#### Direction
Copy out all the lines where "index" shows up.

--- Start of Information provided ---

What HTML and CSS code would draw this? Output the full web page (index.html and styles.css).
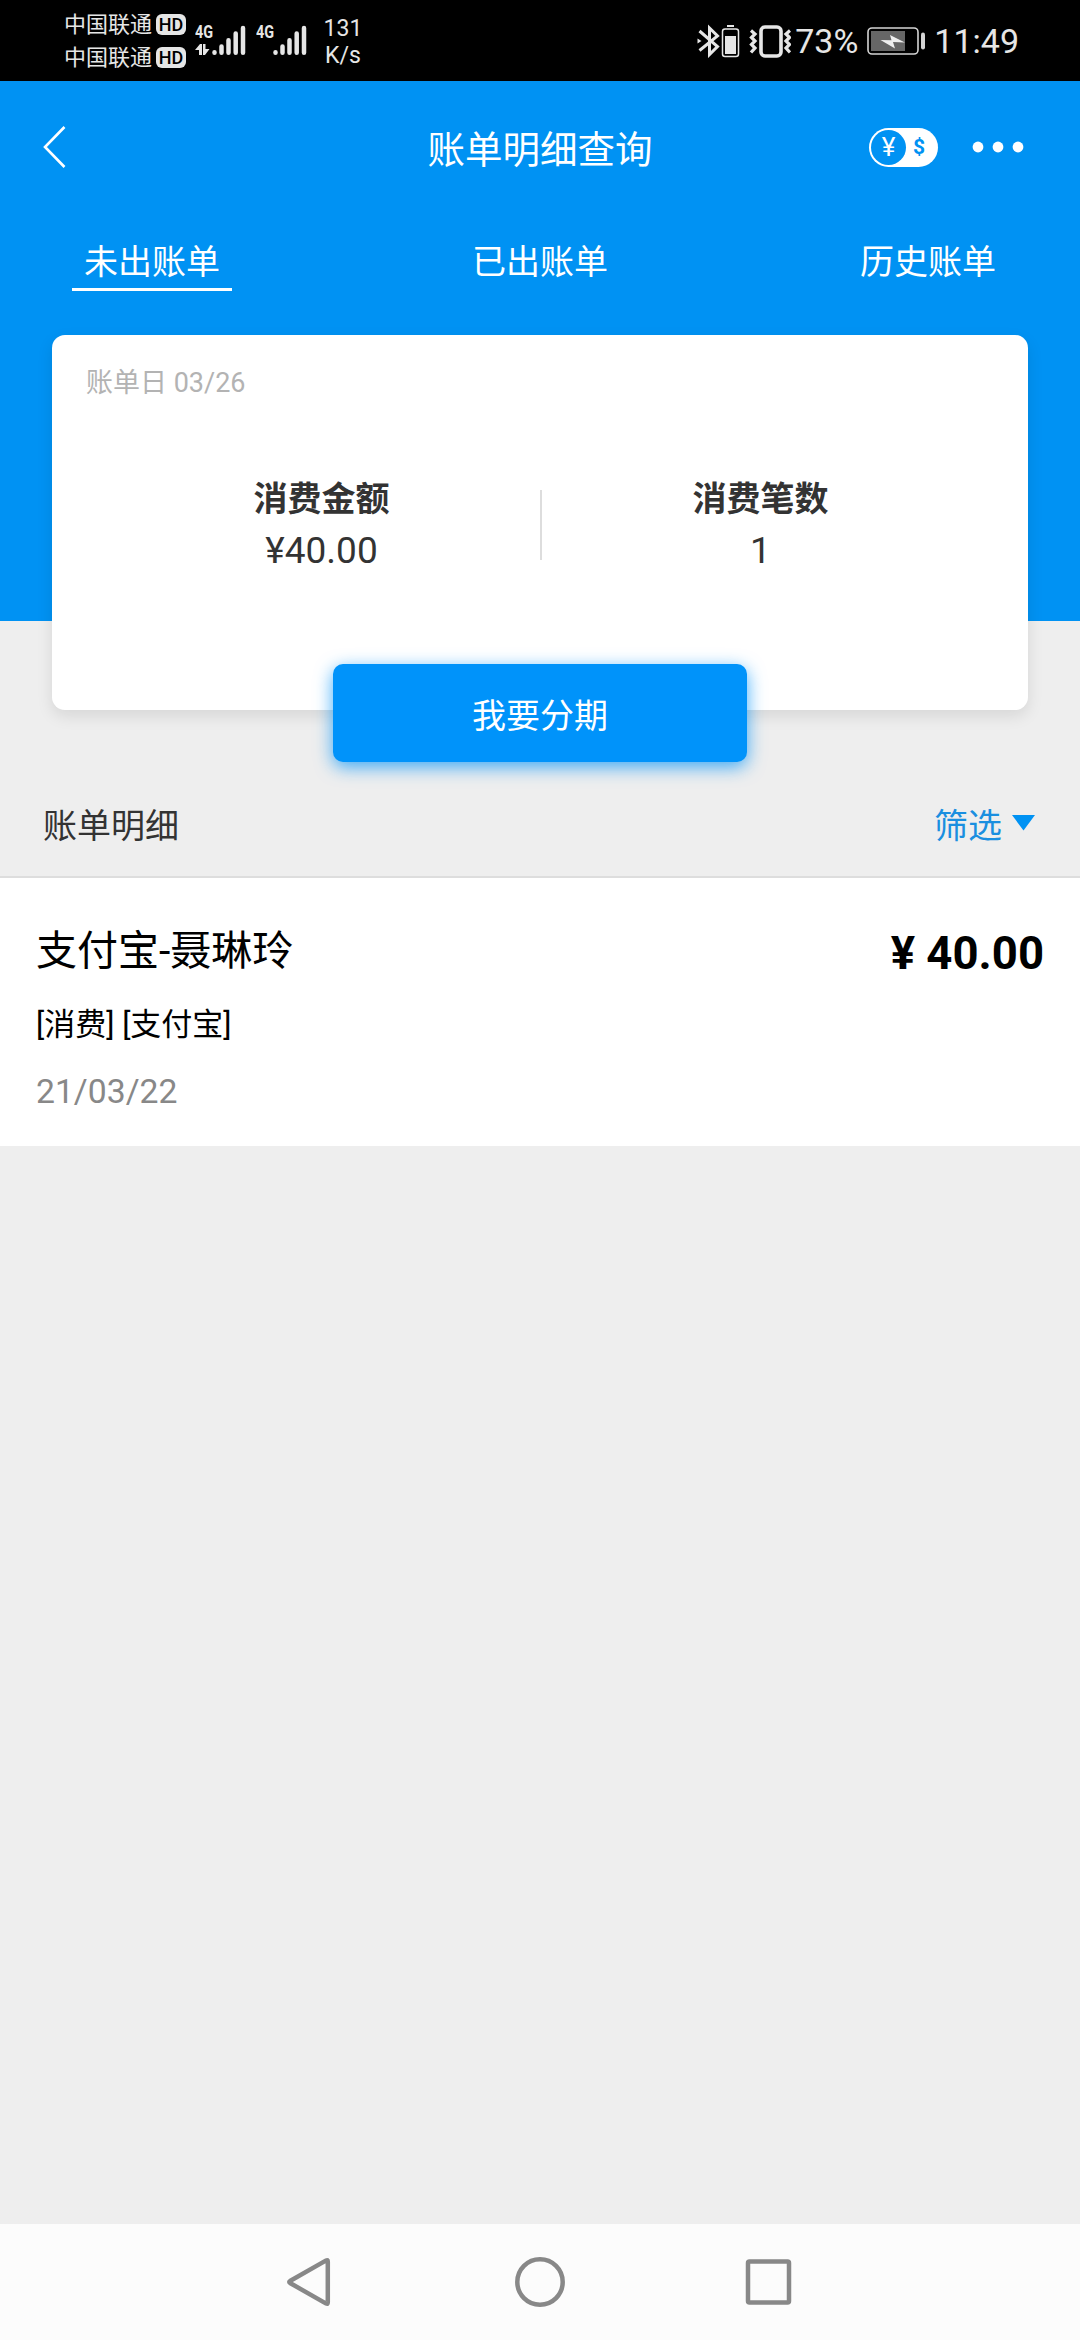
FILE: index.html
```html
<!DOCTYPE html>
<html lang="zh-CN">
<head>
<meta charset="utf-8">
<title>账单明细查询</title>
<link rel="stylesheet" href="styles.css">
</head>
<body>
<div class="screen">
  <div class="status">
    <div class="carriers">
      <div class="carrier"><span>中国联通</span><b class="hd">HD</b></div>
      <div class="carrier"><span>中国联通</span><b class="hd">HD</b></div>
    </div>
    <div class="signal">
      <span class="net">4G</span>
      <svg width="52" height="32" viewBox="0 0 52 32" fill="#e6e6e6" stroke="#e6e6e6"><path stroke="none" d="M0 26l5-6h2v11H4v-5zM8 20h2.500v5h4l-4.500 6H8z"/><path stroke-width="4.500" stroke-linecap="round" d="M19.500 28.300v.4M26.500 22.500v6.200M33.500 16.200v12.500M40.700 9.500v19.200M48 4v24.700"/></svg>
    </div>
    <div class="signal">
      <span class="net">4G</span>
      <svg width="52" height="32" viewBox="0 0 52 32" stroke="#e6e6e6"><path stroke-width="4.500" stroke-linecap="round" d="M19.500 28.300v.4M26.500 22.500v6.200M33.500 16.200v12.500M40.700 9.500v19.200M48 4v24.700"/></svg>
    </div>
    <div class="speed"><span>131</span><span>K/s</span></div>
    <div class="status-right">
      <svg width="94" height="34" viewBox="0 0 94 34" fill="none" stroke="#e6e6e6">
        <path stroke-width="3" d="M2.500 7l18 15.500-8 8V4l8 8-18 14.500"/><path fill="#e6e6e6" stroke="none" d="M.5 14.500l4 2.500-4 2.500z"/>
        <rect x="25.500" y="5" width="16" height="27.500" rx="2.500" stroke-width="1.500"/><path fill="#e6e6e6" stroke="none" d="M28 12h11v18H28zM30 1h7v2h-7z"/>
        <rect x="64" y="3" width="20" height="29" rx="4" stroke-width="3.600"/>
        <path stroke-width="3.200" d="M54 6.500l4 3.500-3.500 3.500 3.500 3.500-3.500 3.500 3.500 3.500-4 4.500M93 6.500l-4 3.500 3.500 3.500-3.500 3.500 3.500 3.500-3.500 3.500 4 4.500"/>
      </svg>
      <span class="pct">73%</span>
      <svg width="60" height="30" viewBox="0 0 60 30"><rect x="1" y="2" width="50" height="26" rx="4" fill="none" stroke="#d4d4d4" stroke-width="1.600"/><path fill="#666" d="M4 5h34v20H4z"/><path fill="#eee" d="M13.500 14l11 .2L23 9l15 7.500-12-.5 2 6.500z"/><rect x="54" y="6.500" width="4" height="17" rx="2" fill="#d4d4d4"/></svg>
      <span class="clock">11:49</span>
    </div>
  </div>

  <header class="hero">
    <div class="titlebar">
      <svg width="26" height="42" viewBox="0 0 26 42" fill="none" stroke="#fff" stroke-width="2.600"><path d="M22.500 1L3 21l19.500 20"/></svg>
      <h1>账单明细查询</h1>
      <div class="actions">
        <div class="currency"><span class="cny">¥</span><span class="usd">$</span></div>
        <svg width="52" height="12" viewBox="0 0 52 12" fill="#fff"><circle cx="6" cy="6" r="5.400"/><circle cx="26" cy="6" r="5.400"/><circle cx="46" cy="6" r="5.400"/></svg>
      </div>
    </div>
    <nav class="tabs">
      <a class="tab active">未出账单</a>
      <a class="tab">已出账单</a>
      <a class="tab">历史账单</a>
    </nav>
  </header>

  <section class="card">
    <p class="bill-day">账单日 03/26</p>
    <div class="stats">
      <div class="stat"><b>消费金额</b><span>¥40.00</span></div>
      <i class="divider"></i>
      <div class="stat"><b>消费笔数</b><span>1</span></div>
    </div>
  </section>
  <button class="installment">我要分期</button>

  <div class="list-head">
    <span>账单明细</span>
    <span class="filter">筛选<svg width="24" height="16" viewBox="0 0 24 16" fill="#0092f3"><path d="M0 0h23L11.500 15.500z"/></svg></span>
  </div>
  <article class="entry">
    <div class="entry-info">
      <h2>支付宝-聂琳玲</h2>
      <p class="kind">[消费] [支付宝]</p>
      <p class="date">21/03/22</p>
    </div>
    <strong class="amount">¥ 40.00</strong>
  </article>

  <footer class="navbar">
    <svg width="52" height="52" viewBox="0 0 52 52"><path d="M41.200 4.400q1.600-.8 1.600 1v41.200q0 1.800-1.600 1L5 27q-1.500-1 0-2z"/></svg>
    <svg width="52" height="52" viewBox="0 0 52 52"><circle cx="26" cy="26" r="22.700"/></svg>
    <svg width="52" height="52" viewBox="0 0 52 52"><rect x="5" y="5.500" width="41" height="41" rx="1.500"/></svg>
  </footer>
</div>
</body>
</html>
```
FILE: styles.css
```css
* { box-sizing: border-box; margin: 0; padding: 0; }
body {
  font-family: Roboto, "Noto Sans CJK SC", sans-serif;
  color: #333;
  background: #eee;
}
svg { display: block; flex: none; }
.screen {
  width: 1080px;
  height: 2340px;
  display: flex;
  flex-direction: column;
  overflow: hidden;
}

.status {
  height: 81px;
  padding: 0 61px 0 64px;
  display: flex;
  flex: none;
  background: #000;
  color: #e6e6e6;
  white-space: nowrap;
}
.carriers { padding-top: 8px; width: 131px; }
.carrier {
  display: flex;
  align-items: center;
  gap: 4px;
  height: 33px;
  font-size: 22px;
  line-height: 33px;
}
.hd {
  width: 30px;
  height: 21px;
  border-radius: 6px;
  background: #e6e6e6;
  color: #000;
  font-size: 18px;
  font-weight: 500;
  line-height: 21px;
  text-align: center;
}
.signal { width: 61px; padding-top: 24px; display: grid; }
.signal > * { grid-area: 1 / 1; }
.net {
  justify-self: start;
  font-size: 18px;
  font-weight: 700;
  line-height: 16px;
  transform: scaleX(.8);
  transform-origin: left;
}
.speed {
  width: 52px;
  padding-top: 15px;
  display: flex;
  flex-direction: column;
  align-items: center;
  font-size: 23px;
  line-height: 27px;
}
.status-right {
  margin-left: auto;
  display: flex;
  align-items: center;
  font-size: 34px;
}
.pct { margin: 0 9px 0 4px; }
.clock { margin-left: 7px; }

.hero {
  height: 540px;
  flex: none;
  background: #0092f3;
  color: #fff;
}
.titlebar {
  height: 132px;
  padding: 0 56px 0 42px;
  display: grid;
  grid-template-columns: 210px 1fr 196px;
  align-items: center;
}
.titlebar h1 {
  padding-top: 5px;
  font-size: 37.5px;
  font-weight: 400;
  line-height: 56px;
  text-align: center;
}
.actions {
  display: flex;
  align-items: center;
  justify-content: flex-end;
  gap: 34px;
}
.currency {
  width: 69px;
  height: 39px;
  padding: 2px;
  border-radius: 20px;
  background: #fff;
  color: #0092f3;
  display: flex;
  align-items: center;
  line-height: 35px;
  text-align: center;
}
.cny {
  width: 35px;
  height: 35px;
  border-radius: 50%;
  background: #0092f3;
  color: #fff;
  font-size: 26px;
}
.usd { width: 26px; font-size: 21px; font-weight: 700; }
.tabs {
  padding: 22px 72px 0;
  display: flex;
  justify-content: space-between;
}
.tab {
  width: 160px;
  height: 56px;
  padding-top: 2px;
  border-bottom: 3px solid transparent;
  font-size: 34px;
  line-height: 50px;
  text-align: center;
}
.tab.active { border-color: #fff; }

.card {
  height: 375px;
  flex: none;
  margin: -286px 52px 0;
  border-radius: 13px;
  background: #fff;
  box-shadow: 0 6px 16px rgba(0, 0, 0, .1);
}
.bill-day {
  padding: 28px 0 0 34px;
  color: #b3b3b3;
  font-size: 27px;
  line-height: 40px;
}
.stats { display: flex; align-items: center; padding: 71px 49px 0 51px; }
.stat {
  flex: 1;
  display: flex;
  flex-direction: column;
  align-items: center;
}
.stat b { font-size: 34px; line-height: 50px; }
.stat span { font-size: 37px; line-height: 52px; position: relative; top: 1px; }
.divider { width: 2px; height: 70px; background: #ddd; }
.installment {
  width: 414px;
  height: 98px;
  flex: none;
  margin: -46px auto 0;
  border: 0;
  border-radius: 10px;
  background: #0093fa;
  box-shadow: 0 5px 18px rgba(0, 147, 250, .75);
  color: #fff;
  font: inherit;
  font-size: 34px;
}

.list-head {
  height: 116px;
  flex: none;
  padding: 8px 44px 0 43px;
  border-bottom: 2px solid #ddd;
  display: flex;
  align-items: center;
  justify-content: space-between;
  font-size: 34px;
}
.filter {
  display: flex;
  align-items: center;
  gap: 10px;
  color: #1a8fe0;
}
.entry {
  height: 268px;
  flex: none;
  padding: 43px 36px 0;
  background: #fff;
  color: #000;
  display: flex;
  justify-content: space-between;
}
.entry h2 { font-size: 41px; font-weight: 400; line-height: 60px; }
.kind { margin-top: 21px; font-size: 31px; line-height: 46px; }
.date { margin-top: 21px; color: #888; font-size: 33.7px; line-height: 46px; }
.amount { font-size: 45.5px; line-height: 65px; }

.navbar {
  height: 116px;
  margin-top: auto;
  flex: none;
  padding: 0 285px;
  background: #fcfcfc;
  display: flex;
  align-items: center;
  justify-content: space-between;
}
.navbar svg {
  fill: none;
  stroke: #888;
  stroke-width: 4.5;
  stroke-linejoin: round;
}
```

--- End of Information provided ---

#### The output
What HTML and CSS code would draw this? Output the full web page (index.html and styles.css).
FILE: index.html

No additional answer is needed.